Serves 12 Difficulty
1/4 pound gf bacon 5 cups water 1 teaspoon salt 3 cups polenta (coarsly ground corn meal) 6 ounces gf gorgonzola cheese 1/2 cup parmesan cheese, grated 2/3 cup cream 4 Tablespoons butter, melted 1 Tablespoon basil, cut into thin strips
Preheat oven to 400 degrees F.
Butter a large baking dish.
Chop bacon into small dice.
In a heavy skillet fry bacon until well browned. Drain on paper towel.

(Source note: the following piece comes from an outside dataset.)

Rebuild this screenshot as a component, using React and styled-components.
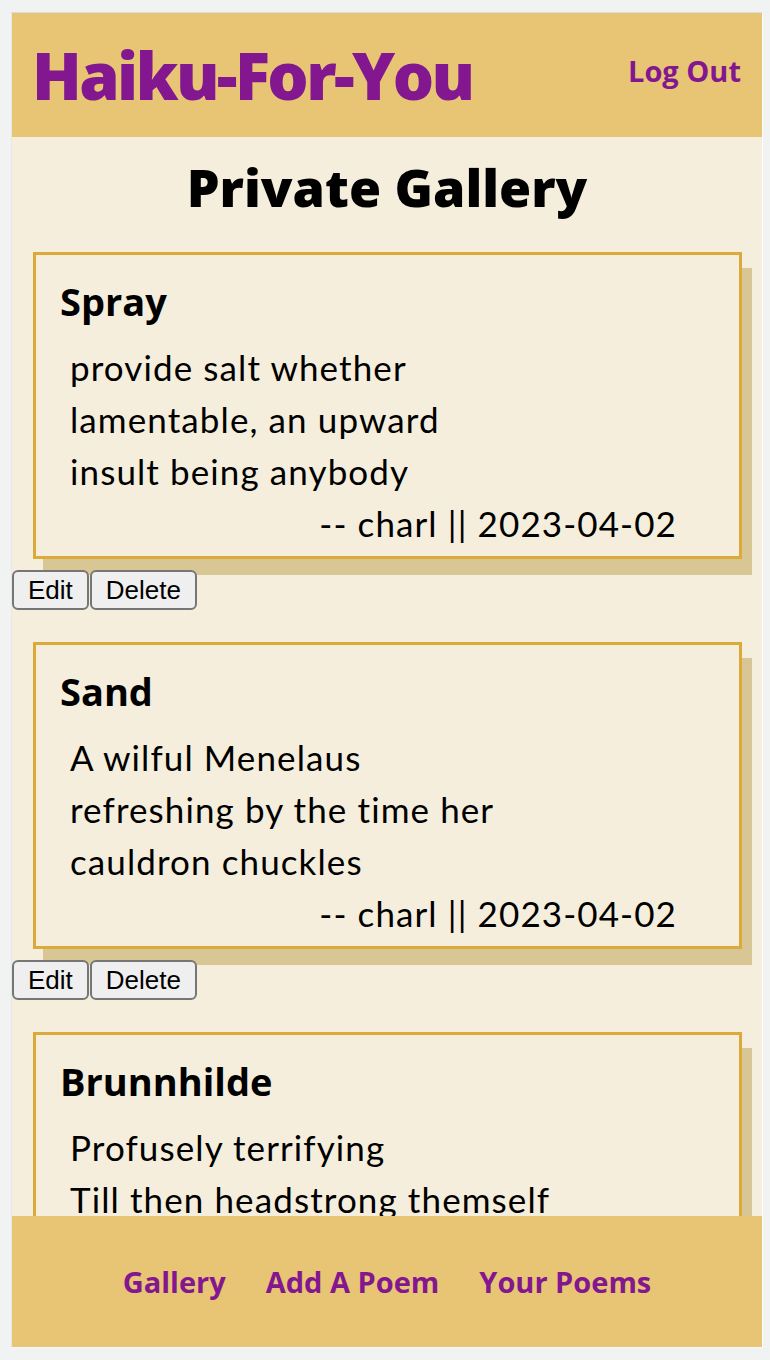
import React from 'react';
import styled, { createGlobalStyle } from 'styled-components';

const poems = [
    {
        id: 1,
        title: 'Spray',
        lines: ['provide salt whether', 'lamentable, an upward', 'insult being anybody'],
        author: 'charl',
        date: '2023-04-02',
    },
    {
        id: 2,
        title: 'Sand',
        lines: ['A wilful Menelaus', 'refreshing by the time her', 'cauldron chuckles'],
        author: 'charl',
        date: '2023-04-02',
    },
    {
        id: 3,
        title: 'Brunnhilde',
        lines: ['Profusely terrifying', 'Till then headstrong themself', 'over the cold hills'],
        author: 'charl',
        date: '2023-04-02',
    },
];

export default function App() {
    return (
        <>
            <GlobalStyle />
            <Screen>
                <Frame>
                    <Header>
                        <Logo>Haiku-For-You</Logo>
                        <LogOut href="#">Log Out</LogOut>
                    </Header>

                    <Main>
                        <PageTitle>Private Gallery</PageTitle>

                        {poems.map((poem) => (
                            <Entry key={poem.id}>
                                <Card>
                                    <CardTitle>{poem.title}</CardTitle>
                                    <Poem>
                                        {poem.lines.map((line, i) => (
                                            <Line key={i}>{line}</Line>
                                        ))}
                                        <Byline>-- {poem.author} || {poem.date}</Byline>
                                    </Poem>
                                </Card>
                                <Actions>
                                    <Button>Edit</Button>
                                    <Button>Delete</Button>
                                </Actions>
                            </Entry>
                        ))}
                    </Main>

                    <Footer>
                        <NavLink href="#">Gallery</NavLink>
                        <NavLink href="#">Add A Poem</NavLink>
                        <NavLink href="#">Your Poems</NavLink>
                    </Footer>
                </Frame>
            </Screen>
        </>
    );
}

const GlobalStyle = createGlobalStyle`
    html, body {
        margin: 0;
        padding: 0;
        background: #f1f2f2;
    }
    * {
        box-sizing: border-box;
    }
`;

const Screen = styled.div`
    padding: 12px 0 0 11px;
    height: 1360px;
`;

const Frame = styled.div`
    width: 752px;
    height: 1336px;
    border-top: 1px solid #dcdde0;
    border-left: 1px solid #e6e7e9;
    border-right: 1px solid #fdfdfd;
    border-bottom: 1px solid #f7f7f7;
    display: flex;
    flex-direction: column;
    overflow: hidden;
    background: #f5eedc;
`;

const Header = styled.header`
    flex: 0 0 124px;
    background: #e7c574;
    display: flex;
    align-items: center;
    justify-content: space-between;
    padding: 0 21px 0 20px;
`;

const Logo = styled.h1`
    margin: 0;
    font-family: 'Open Sans', sans-serif;
    font-weight: 800;
    font-size: 65px;
    letter-spacing: -2.6px;
    line-height: 80px;
    color: #83178f;
`;

const NavLink = styled.a`
    font-family: 'Open Sans', sans-serif;
    font-weight: 700;
    font-size: 29px;
    color: #83178f;
    text-decoration: none;
`;

const LogOut = styled(NavLink)`
    margin-bottom: 9px;
`;

const Main = styled.main`
    flex: 1;
    overflow: hidden;
`;

const PageTitle = styled.h2`
    margin: 18px 0 33px;
    text-align: center;
    font-family: 'Open Sans', sans-serif;
    font-weight: 800;
    font-size: 52px;
    line-height: 64px;
    color: #000;
`;

const Entry = styled.section`
    margin-bottom: 32px;
`;

const Card = styled.article`
    margin: 0 20px 0 21px;
    border: 3px solid #dcaa3b;
    box-shadow: 10px 16px 0 #d8c795;
    padding: 0 24px 7px;
    background: #f5eedc;
`;

const CardTitle = styled.h3`
    margin: 24px 0 18px;
    font-family: 'Open Sans', sans-serif;
    font-weight: 700;
    font-size: 38px;
    line-height: 44px;
    color: #000;
`;

const Poem = styled.div`
    font-family: Lato, sans-serif;
    font-size: 35px;
    letter-spacing: 1.1px;
    line-height: 52px;
    color: #000;
`;

const Line = styled.p`
    margin: 0;
    padding-left: 10px;
`;

const Byline = styled.p`
    margin: 0;
    text-align: right;
    padding-right: 38px;
`;

const Actions = styled.div`
    display: flex;
    gap: 1px;
    margin-top: 11px;
`;

const Button = styled.button`
    font-family: 'Liberation Sans', Arial, sans-serif;
    font-size: 26px;
    line-height: 32px;
    padding: 2px 14px;
    background: #efefef;
    border: 2px solid #767676;
    border-radius: 6px;
    color: #000;
`;

const Footer = styled.footer`
    flex: 0 0 131px;
    background: #e7c574;
    display: flex;
    align-items: center;
    justify-content: center;
    gap: 40px;
`;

In a large saucepan bring water and salt to a boil. Pour polenta into boiling water in a thin stream, stirring constantly. Keep water boiling entire time to prevent lumps from forming. Continue stirring until mixture begins to thicken. Polenta is done when it pulls away from sides of pot.
Stir cooked bacon into polenta, mixing thoroughly.
Using a wet spoon, scoop out portions of polenta and shape into smooth ovals (gnocchi)in your hands.
Arrange gnocchi in baking dish, slightly overlapping and leaning on each other. Crumble gorgonzola and scatter over gnocchi. Sprinkle with parmesan cheese, then top evenly with cream. Drizzle with a little melted butter.
Bake for 25 to 30 minutes, basting frequently with melted butter.